Dear reader, I am going to apologize in advance for this post. It is going to seem terribly un-Christmasy, unholy, dispirited, and rude.
I am sick of Christmas as it is celebrated today. For an entire month, I watched people run around like crazy ants trying to get all the presents they could (and couldn’t) afford for friends and family. They had to wrap them all. They had to mail some of them, deliver others. They had all kinds of holiday baking to do. Parties and get-togethers with their various social clubs – the children’s holiday party, the garden club, wine club, you name it – all of them have their own little party and all of them need each person to bring both a gift for the exchange and home-baked goodies for everyone to gorge on. Christmas cards must be written. Decorations must go up. Then just before the day of, everyone travels to go see family, or works hard to get the house looking spotless and themselves looking fabulous after a train wreck of a month that requires so much out of us all.
And on the day of, exhausted and bloated people watch as all those gifts are unwrapped with zeal by children who, by and large, already have a roomful of “stuff” that they have no room for, and who don’t understand the effort or appreciate another Barbie or stuffed animal – they keep unwrapping, a sort of glazed-over expression in their eyes after the third present, in the hope that the next one is the Big Thing that they wanted. Barely a thank-you passes their lips as they take off to play with the one item that worked for them.
The adults, maybe having a few morning mimosas to help them cope with the chaos, exchange pleasantries as they swap gifts – rarely, again, anything that they actually NEEDED. The practice of re-gifting exists for a reason, many of us already have too much stuff. Throughout the year, we help ourselves to whatever we perceive we lack in our homes and wardrobes – the gifts we get, typically, are not things we would have gotten ourselves, but out of guilt they will hang around our homes for dusting, or some of us will re-gift them, taking care that the re-gifted item waits a few years and goes to unrelated persons.
Have I summed up my reasons for the dislike of the season yet?
Let me now say, I truly love the idea of the holidays. I love the decorations and the idea of holiday cheer. I love that so many religions celebrate something around the same time year and that there should be a reason for celebration as the days of winter keep getting shorter and colder. It gives us something to look forward to, in theory, to help us get through half the winter with anticipation. We can get through the other half of winter anticipating the arrival of Spring. Not so bad a deal, really.

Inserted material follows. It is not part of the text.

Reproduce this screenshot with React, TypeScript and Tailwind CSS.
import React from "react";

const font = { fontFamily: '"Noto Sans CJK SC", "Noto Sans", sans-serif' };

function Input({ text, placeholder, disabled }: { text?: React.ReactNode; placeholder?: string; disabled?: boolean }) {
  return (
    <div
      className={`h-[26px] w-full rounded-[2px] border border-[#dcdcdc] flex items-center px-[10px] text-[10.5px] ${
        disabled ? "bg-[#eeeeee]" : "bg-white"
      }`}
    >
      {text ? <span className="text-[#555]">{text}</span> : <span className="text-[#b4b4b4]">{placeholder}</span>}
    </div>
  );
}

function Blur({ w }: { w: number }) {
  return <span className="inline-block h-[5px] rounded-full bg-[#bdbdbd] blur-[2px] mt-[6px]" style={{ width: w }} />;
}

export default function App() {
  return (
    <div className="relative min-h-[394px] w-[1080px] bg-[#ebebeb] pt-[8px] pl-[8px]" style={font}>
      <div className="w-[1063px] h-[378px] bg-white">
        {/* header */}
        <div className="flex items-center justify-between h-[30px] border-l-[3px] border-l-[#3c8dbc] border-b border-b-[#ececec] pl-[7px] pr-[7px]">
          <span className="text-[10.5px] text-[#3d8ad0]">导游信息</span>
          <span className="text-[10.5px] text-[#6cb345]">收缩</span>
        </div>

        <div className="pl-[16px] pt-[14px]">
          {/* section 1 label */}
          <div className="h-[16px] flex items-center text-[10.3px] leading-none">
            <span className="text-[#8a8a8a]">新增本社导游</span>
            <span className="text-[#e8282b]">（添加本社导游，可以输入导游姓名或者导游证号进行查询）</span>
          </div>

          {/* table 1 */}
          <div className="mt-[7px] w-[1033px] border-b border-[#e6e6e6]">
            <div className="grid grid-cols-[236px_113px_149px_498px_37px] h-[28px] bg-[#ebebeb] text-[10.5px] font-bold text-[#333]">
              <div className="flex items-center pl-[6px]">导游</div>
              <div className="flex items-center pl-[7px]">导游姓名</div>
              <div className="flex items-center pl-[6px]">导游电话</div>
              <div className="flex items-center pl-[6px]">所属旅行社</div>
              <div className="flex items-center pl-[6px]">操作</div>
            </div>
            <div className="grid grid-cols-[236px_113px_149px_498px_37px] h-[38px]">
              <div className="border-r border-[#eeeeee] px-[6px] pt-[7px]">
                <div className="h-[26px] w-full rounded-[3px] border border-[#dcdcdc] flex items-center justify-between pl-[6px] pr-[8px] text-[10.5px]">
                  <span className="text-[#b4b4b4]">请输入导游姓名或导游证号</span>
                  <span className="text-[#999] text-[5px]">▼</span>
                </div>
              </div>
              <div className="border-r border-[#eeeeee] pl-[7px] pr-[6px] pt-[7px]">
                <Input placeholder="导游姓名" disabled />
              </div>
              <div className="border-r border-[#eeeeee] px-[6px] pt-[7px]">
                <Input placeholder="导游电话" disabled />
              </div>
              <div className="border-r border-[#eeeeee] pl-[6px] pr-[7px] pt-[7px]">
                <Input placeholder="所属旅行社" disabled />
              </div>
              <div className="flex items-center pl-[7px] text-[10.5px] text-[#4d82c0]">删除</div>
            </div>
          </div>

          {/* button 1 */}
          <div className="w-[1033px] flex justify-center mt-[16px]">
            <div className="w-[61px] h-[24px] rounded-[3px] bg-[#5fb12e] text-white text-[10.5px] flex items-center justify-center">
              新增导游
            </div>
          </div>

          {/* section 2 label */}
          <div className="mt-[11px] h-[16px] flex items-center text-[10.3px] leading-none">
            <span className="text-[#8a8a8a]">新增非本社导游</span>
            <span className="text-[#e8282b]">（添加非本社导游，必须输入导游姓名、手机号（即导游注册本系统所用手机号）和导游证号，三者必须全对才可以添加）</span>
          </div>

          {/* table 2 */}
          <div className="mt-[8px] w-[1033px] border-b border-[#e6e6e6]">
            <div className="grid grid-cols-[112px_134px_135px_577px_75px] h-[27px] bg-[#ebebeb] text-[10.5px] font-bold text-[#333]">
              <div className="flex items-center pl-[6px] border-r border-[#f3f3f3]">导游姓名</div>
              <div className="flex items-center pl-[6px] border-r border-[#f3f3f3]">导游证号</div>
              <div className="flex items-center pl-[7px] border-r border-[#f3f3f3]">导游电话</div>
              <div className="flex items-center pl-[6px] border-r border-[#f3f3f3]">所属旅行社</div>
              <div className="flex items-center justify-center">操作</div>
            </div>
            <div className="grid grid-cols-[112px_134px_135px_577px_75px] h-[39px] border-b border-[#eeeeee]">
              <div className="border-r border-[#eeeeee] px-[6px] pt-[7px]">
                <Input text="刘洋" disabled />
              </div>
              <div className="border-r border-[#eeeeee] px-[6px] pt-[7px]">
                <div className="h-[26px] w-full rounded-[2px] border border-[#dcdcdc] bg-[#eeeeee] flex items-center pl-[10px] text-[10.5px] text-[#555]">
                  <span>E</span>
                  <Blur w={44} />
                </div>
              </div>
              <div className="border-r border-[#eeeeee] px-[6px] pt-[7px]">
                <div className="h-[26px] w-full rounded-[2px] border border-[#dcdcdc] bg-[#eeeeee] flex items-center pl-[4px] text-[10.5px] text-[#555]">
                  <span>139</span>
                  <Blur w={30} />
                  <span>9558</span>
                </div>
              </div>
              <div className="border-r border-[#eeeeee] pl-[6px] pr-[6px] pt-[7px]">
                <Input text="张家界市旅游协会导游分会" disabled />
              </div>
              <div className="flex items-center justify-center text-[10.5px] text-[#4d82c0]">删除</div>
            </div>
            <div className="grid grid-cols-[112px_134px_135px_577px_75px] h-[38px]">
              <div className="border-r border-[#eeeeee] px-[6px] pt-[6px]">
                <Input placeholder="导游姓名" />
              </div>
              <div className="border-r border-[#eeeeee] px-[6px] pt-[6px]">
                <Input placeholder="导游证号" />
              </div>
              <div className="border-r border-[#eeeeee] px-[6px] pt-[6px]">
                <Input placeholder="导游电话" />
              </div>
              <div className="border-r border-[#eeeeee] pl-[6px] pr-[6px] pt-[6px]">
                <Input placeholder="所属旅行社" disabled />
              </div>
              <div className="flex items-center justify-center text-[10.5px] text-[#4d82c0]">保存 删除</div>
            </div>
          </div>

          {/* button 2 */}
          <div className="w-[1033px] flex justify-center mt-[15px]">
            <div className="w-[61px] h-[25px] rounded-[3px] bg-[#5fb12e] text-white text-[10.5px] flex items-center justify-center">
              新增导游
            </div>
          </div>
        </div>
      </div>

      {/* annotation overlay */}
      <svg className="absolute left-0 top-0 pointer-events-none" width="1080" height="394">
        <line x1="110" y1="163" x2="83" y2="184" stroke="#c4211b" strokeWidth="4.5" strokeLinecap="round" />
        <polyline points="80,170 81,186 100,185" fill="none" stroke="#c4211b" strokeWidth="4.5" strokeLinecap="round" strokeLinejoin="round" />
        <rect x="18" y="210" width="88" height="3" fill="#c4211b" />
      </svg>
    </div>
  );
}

The problem is that the good cheer doesn’t exist. That the holiday centers around all this commercialism. I find myself short on sleep, harried, stressed and even grumpy throughout the month. I’m a busy person to start with, like much of the rest of the world, and throwing in all of this on top of what is my busiest business month of the year is nothing more than madness.
And so, I’ve pondered how we can make the holidays less stressful, more joyful.
The answer is only to pare down. If all of our associations and meetings didn’t have to have a holiday-centered party, it would help, wouldn’t it? If we didn’t have to buy so many presents and stretch our budgets so terribly, it would help, wouldn’t it? If we didn’t have to sit down and write a hundred holiday cards, it would help too, right?
Pardon me for seeming cheap, but I made most of our presents this year (and last year). I’ve decided that’s what the holidays were originally – you made presents. There were not piles of them unless you were wealthy. Which, we are not, and neither are most of our family and friends. Making presents takes time, more than shopping does – unless we plan ahead a little. I was able to pad presents with homemade jams and apple butter, which appears to be appreciated. If I make presents now for next year, before the weather warms and draws me outside, then I have that much stress out of the way. If I plan ahead and make extra blueberry jam for everyone, then I’m ahead. If I plant extra herbs to make herb sachets for my friends that like to cook, then all I have to do is dry them and I am ahead there too.
Gift wrap also bothers me. It costs money, it kills trees and it winds up in a landfill in massive quantities every year. I tend to like bags, which get reused every year. I like baskets, which people tend to keep or re-gift, with everything out in the open. My mother spent a lot of time one year cutting fabric in various widths to use for our family wrapping instead – absolutely brilliant. We use this fabric year after year, and it just feels special. Newspaper can even be dressed up with good ribbon – and I’ve re-used ribbon for years.
Holiday cards? I’m sending out new year’s cards this year. Knock that off the December list, and let me feel more hopeful about the coming year now that I can focus on it and not the festivities at hand. Or, just send e-cards – no extra killed trees, no postage, no guilt from the gas the postal vehicles use (if you’ve thought that far – I was just trying to survive December, everything else is an afterthought).
This of course leaves all the holiday decorating and baking and parties – but aren’t these the best parts of the season? Maybe if more people were able to start in on the holidays earlier, then more of that wonderful holiday cheer would spread and the holidays may be that much more joyful in the coming years.